-------- Collected data --------

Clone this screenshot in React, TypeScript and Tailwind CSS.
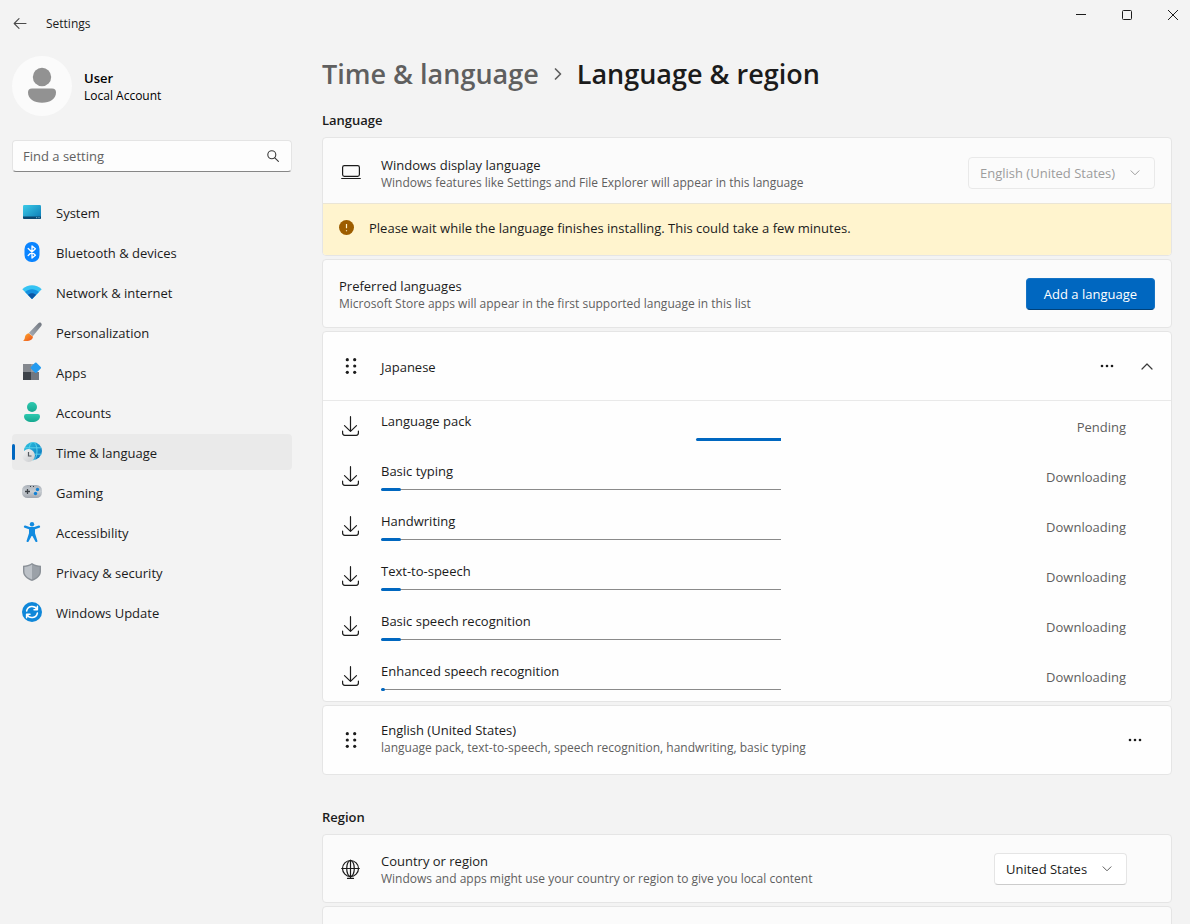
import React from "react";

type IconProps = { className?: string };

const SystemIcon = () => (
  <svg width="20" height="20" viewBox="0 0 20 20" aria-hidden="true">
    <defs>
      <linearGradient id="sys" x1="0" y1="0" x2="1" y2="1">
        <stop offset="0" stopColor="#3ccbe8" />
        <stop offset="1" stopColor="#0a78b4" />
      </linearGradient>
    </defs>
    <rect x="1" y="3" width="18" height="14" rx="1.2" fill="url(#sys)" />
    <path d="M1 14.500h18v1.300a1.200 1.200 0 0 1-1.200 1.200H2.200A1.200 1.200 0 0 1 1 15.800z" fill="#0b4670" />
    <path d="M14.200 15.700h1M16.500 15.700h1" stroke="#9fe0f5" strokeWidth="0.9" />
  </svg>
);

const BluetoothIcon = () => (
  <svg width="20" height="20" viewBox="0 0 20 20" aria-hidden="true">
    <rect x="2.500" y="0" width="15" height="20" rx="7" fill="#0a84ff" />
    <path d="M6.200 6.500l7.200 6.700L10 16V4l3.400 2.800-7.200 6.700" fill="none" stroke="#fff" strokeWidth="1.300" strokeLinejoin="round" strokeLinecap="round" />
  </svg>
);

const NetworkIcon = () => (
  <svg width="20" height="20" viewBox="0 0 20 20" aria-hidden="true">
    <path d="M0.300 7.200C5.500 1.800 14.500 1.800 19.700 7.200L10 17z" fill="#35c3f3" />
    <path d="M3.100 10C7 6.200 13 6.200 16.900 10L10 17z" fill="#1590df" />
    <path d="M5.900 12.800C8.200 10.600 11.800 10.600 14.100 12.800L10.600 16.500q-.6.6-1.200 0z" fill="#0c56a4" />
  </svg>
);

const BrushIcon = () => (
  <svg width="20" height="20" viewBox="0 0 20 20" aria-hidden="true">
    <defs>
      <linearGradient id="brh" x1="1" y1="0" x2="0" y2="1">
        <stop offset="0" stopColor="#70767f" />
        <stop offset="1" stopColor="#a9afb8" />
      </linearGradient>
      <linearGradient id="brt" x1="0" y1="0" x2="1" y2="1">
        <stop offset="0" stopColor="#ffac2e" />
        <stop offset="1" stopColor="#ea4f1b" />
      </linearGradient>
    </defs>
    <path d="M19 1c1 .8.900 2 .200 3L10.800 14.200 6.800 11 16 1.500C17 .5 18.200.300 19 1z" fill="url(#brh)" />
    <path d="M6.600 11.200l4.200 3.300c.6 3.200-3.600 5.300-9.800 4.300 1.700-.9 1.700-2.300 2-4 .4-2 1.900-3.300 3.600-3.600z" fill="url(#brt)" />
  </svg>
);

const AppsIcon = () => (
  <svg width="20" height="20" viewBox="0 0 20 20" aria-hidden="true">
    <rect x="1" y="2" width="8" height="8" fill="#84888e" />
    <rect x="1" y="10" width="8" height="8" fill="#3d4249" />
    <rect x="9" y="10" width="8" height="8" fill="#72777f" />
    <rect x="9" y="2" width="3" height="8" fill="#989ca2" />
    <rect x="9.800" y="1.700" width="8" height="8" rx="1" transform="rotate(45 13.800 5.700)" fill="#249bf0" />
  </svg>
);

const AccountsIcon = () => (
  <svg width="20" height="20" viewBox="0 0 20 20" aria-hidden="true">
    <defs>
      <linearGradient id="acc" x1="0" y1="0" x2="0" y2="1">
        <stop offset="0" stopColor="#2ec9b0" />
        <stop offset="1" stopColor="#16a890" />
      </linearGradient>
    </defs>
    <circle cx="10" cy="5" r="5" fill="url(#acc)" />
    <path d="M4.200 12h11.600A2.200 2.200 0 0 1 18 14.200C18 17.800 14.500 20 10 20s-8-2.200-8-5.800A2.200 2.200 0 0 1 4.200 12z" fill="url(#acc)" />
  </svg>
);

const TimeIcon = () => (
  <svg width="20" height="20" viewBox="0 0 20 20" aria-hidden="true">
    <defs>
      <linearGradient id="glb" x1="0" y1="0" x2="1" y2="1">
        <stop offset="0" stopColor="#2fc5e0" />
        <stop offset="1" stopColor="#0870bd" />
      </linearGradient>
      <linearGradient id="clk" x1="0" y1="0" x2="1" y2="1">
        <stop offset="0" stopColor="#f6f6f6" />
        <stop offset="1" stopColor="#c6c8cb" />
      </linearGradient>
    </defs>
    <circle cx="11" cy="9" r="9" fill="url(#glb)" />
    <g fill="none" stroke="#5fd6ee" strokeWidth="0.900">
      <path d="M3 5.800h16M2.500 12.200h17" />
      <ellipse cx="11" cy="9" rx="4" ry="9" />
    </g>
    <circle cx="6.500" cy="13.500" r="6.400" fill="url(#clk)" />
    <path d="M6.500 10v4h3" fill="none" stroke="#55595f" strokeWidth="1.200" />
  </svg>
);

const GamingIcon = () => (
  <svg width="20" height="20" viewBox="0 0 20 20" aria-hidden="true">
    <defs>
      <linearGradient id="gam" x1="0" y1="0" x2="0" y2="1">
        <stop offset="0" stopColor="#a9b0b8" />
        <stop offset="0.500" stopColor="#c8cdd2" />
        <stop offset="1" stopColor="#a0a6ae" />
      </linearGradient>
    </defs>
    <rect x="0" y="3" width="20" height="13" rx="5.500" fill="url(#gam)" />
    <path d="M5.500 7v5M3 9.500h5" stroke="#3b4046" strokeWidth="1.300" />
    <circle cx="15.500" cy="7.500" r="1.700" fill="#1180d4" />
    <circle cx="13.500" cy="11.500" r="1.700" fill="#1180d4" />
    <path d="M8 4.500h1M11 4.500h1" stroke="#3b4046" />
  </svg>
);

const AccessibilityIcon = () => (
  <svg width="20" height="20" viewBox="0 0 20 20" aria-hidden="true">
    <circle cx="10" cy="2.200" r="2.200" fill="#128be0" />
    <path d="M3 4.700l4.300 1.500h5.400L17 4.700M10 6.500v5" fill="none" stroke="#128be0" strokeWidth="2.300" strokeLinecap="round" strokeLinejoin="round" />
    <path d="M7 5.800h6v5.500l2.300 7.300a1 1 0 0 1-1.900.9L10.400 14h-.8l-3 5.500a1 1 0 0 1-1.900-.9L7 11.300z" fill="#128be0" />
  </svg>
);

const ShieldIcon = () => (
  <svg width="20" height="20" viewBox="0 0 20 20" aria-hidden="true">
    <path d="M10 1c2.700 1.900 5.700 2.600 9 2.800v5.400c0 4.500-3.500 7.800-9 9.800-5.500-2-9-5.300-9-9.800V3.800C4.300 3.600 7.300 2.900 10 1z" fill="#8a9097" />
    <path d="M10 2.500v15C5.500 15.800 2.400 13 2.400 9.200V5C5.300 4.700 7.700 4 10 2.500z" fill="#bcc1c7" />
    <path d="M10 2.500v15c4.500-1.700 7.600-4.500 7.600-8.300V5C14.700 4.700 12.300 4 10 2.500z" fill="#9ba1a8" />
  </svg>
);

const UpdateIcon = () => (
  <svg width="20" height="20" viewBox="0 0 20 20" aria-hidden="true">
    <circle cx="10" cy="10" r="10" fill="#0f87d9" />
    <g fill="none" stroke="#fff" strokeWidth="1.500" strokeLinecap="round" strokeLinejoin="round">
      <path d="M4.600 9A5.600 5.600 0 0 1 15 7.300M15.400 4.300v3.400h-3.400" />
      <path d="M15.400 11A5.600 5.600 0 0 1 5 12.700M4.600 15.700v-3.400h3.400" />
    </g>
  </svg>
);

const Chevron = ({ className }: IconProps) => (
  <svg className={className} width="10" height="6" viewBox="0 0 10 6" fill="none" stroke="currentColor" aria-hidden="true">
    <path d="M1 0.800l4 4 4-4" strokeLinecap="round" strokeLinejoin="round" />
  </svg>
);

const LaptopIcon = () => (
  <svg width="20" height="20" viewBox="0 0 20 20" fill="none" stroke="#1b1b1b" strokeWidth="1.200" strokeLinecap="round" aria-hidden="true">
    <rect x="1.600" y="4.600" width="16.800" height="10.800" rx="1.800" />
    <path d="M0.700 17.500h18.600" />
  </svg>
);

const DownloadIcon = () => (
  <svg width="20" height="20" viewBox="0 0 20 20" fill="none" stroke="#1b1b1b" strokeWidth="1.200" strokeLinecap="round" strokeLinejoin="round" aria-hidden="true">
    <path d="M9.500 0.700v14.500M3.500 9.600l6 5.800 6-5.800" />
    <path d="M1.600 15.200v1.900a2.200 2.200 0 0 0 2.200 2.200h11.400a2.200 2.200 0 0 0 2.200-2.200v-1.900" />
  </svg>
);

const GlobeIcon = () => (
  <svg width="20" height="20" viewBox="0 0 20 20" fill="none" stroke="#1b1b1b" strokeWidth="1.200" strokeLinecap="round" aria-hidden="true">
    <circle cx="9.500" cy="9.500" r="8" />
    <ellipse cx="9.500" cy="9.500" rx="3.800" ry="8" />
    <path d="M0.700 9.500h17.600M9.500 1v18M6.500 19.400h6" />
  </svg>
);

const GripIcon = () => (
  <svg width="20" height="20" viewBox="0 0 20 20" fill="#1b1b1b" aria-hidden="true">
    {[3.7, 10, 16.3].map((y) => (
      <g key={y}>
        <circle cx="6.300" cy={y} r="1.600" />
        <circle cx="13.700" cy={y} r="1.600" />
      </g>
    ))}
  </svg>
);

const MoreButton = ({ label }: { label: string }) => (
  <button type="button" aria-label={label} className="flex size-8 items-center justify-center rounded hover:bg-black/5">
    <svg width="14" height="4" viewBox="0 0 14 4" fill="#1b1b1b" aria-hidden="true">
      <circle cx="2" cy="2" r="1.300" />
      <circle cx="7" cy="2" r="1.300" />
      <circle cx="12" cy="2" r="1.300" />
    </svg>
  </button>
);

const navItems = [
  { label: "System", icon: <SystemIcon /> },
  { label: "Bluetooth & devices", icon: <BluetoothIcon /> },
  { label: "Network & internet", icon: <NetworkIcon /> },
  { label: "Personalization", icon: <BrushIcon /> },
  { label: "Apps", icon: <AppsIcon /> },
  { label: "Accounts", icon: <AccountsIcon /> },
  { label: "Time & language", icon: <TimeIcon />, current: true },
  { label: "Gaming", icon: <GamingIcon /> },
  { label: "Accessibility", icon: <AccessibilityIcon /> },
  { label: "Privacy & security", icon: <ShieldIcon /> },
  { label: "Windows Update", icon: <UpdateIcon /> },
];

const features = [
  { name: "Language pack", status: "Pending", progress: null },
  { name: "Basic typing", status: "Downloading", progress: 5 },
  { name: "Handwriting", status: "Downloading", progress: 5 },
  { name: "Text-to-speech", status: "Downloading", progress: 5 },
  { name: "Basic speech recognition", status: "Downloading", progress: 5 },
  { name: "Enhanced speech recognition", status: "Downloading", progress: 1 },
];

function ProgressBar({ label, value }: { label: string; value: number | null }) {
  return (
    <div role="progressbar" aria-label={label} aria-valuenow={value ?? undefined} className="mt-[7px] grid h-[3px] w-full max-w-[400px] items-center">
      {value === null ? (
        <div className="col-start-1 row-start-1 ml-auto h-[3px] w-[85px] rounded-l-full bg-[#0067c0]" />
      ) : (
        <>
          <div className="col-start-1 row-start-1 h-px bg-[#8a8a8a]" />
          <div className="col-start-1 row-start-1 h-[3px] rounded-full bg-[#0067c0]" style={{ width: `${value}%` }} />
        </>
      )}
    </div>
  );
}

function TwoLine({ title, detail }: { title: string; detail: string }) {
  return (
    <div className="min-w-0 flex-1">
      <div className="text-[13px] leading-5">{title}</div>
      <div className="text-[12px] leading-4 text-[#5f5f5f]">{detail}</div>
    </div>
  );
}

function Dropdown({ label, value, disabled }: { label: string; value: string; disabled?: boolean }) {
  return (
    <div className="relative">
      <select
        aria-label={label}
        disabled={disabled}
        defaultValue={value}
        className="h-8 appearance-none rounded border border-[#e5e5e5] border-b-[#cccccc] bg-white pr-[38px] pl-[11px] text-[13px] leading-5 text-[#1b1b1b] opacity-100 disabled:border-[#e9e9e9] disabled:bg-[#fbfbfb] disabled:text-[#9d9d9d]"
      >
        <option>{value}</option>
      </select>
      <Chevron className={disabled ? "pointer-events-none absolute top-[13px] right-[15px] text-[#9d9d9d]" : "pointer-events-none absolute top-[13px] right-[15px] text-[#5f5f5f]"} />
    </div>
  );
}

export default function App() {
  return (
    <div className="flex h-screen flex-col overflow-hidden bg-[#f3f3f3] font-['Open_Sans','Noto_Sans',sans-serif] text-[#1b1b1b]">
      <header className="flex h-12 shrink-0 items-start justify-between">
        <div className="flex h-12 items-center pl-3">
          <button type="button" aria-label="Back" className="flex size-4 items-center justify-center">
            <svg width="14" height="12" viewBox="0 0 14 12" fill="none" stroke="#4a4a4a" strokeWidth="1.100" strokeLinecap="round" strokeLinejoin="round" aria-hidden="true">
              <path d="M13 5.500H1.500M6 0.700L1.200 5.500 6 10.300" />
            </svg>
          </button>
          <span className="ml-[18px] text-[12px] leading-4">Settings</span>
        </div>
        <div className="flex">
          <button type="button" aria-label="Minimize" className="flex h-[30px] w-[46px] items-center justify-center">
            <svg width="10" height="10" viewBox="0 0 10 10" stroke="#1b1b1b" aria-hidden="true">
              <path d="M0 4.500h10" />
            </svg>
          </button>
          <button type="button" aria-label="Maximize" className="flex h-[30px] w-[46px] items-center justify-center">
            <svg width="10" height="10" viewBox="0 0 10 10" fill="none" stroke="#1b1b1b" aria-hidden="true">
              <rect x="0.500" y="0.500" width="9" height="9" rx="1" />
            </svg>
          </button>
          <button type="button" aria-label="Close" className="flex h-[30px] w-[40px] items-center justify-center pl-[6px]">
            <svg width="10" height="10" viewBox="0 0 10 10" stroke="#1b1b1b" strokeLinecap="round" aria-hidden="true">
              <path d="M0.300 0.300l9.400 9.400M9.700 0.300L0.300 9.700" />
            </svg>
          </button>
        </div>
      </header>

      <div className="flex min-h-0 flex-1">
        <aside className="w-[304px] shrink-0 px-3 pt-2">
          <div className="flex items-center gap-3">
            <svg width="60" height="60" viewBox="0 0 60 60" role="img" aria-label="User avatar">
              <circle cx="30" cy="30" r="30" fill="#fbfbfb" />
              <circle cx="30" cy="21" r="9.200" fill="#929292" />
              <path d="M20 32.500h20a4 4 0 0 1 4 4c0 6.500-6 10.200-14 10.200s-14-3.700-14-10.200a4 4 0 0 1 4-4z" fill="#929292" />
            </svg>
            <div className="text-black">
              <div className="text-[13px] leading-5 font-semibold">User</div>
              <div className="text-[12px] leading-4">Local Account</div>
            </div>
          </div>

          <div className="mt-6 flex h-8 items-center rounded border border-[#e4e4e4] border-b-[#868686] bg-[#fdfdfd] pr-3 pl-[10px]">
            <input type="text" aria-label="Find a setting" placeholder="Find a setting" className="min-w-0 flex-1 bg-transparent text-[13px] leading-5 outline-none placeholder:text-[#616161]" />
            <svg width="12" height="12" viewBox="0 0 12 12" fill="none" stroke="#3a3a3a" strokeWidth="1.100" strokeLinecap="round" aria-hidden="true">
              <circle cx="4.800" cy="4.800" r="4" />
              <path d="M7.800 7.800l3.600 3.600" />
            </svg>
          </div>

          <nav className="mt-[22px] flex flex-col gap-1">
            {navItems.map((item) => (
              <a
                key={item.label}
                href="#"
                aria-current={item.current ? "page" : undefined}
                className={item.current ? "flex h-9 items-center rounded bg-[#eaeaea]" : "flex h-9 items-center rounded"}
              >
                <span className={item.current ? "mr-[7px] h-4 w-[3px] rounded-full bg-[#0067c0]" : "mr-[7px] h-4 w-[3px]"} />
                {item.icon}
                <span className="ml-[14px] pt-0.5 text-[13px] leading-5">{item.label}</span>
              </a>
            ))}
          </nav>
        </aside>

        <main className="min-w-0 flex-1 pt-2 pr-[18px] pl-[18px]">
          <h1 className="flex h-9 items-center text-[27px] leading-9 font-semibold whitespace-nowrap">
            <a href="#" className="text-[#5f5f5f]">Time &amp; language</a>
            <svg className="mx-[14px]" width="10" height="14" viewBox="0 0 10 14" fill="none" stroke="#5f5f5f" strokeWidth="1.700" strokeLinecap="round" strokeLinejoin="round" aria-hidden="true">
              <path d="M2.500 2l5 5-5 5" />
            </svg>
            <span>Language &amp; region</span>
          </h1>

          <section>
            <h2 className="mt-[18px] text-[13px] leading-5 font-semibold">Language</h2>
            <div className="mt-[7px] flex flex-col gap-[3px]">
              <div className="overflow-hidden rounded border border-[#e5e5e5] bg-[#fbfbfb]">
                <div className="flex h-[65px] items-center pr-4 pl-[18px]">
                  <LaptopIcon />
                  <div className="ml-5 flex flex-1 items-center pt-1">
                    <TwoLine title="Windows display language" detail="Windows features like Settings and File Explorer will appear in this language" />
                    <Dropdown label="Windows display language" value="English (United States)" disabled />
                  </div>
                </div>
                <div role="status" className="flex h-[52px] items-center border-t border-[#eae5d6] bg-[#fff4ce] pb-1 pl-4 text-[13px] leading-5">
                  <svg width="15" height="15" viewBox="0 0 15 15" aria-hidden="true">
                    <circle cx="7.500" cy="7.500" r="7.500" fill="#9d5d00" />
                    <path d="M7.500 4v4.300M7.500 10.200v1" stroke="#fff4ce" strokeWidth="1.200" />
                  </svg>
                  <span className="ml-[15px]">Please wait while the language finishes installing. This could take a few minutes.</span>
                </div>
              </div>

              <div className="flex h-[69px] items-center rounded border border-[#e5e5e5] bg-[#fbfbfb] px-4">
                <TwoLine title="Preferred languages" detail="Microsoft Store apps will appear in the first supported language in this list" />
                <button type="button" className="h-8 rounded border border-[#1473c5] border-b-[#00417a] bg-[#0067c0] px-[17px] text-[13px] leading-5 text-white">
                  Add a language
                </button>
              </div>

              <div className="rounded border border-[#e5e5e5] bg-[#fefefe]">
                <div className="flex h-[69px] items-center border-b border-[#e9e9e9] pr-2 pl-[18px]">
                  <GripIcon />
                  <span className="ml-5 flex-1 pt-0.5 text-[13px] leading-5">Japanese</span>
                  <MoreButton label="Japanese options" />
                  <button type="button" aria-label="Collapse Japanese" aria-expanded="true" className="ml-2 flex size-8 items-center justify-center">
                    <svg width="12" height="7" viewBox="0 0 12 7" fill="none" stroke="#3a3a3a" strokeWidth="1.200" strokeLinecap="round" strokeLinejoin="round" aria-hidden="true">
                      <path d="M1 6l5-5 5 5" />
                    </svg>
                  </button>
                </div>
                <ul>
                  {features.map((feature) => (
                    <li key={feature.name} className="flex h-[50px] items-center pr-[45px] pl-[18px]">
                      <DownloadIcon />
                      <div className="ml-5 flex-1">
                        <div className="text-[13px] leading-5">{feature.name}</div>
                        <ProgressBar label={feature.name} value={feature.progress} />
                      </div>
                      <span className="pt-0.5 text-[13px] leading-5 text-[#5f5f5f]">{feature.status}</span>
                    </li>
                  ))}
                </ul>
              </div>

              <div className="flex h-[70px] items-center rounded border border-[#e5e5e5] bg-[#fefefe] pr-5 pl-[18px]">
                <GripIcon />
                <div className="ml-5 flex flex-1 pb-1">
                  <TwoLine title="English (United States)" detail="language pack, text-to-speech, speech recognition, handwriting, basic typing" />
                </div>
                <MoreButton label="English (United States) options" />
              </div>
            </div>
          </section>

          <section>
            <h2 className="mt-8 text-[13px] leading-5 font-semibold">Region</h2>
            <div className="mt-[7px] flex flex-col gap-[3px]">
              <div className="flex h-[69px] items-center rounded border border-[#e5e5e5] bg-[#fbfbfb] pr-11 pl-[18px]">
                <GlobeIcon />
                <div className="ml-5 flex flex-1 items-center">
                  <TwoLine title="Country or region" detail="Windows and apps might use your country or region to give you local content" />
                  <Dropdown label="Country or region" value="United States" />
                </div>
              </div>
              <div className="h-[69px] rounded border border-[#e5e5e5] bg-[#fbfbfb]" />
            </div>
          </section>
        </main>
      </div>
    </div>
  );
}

--------

Exercise aim
Determine how many of the lines above hold the word "React", and output that number by itself.

Task result
2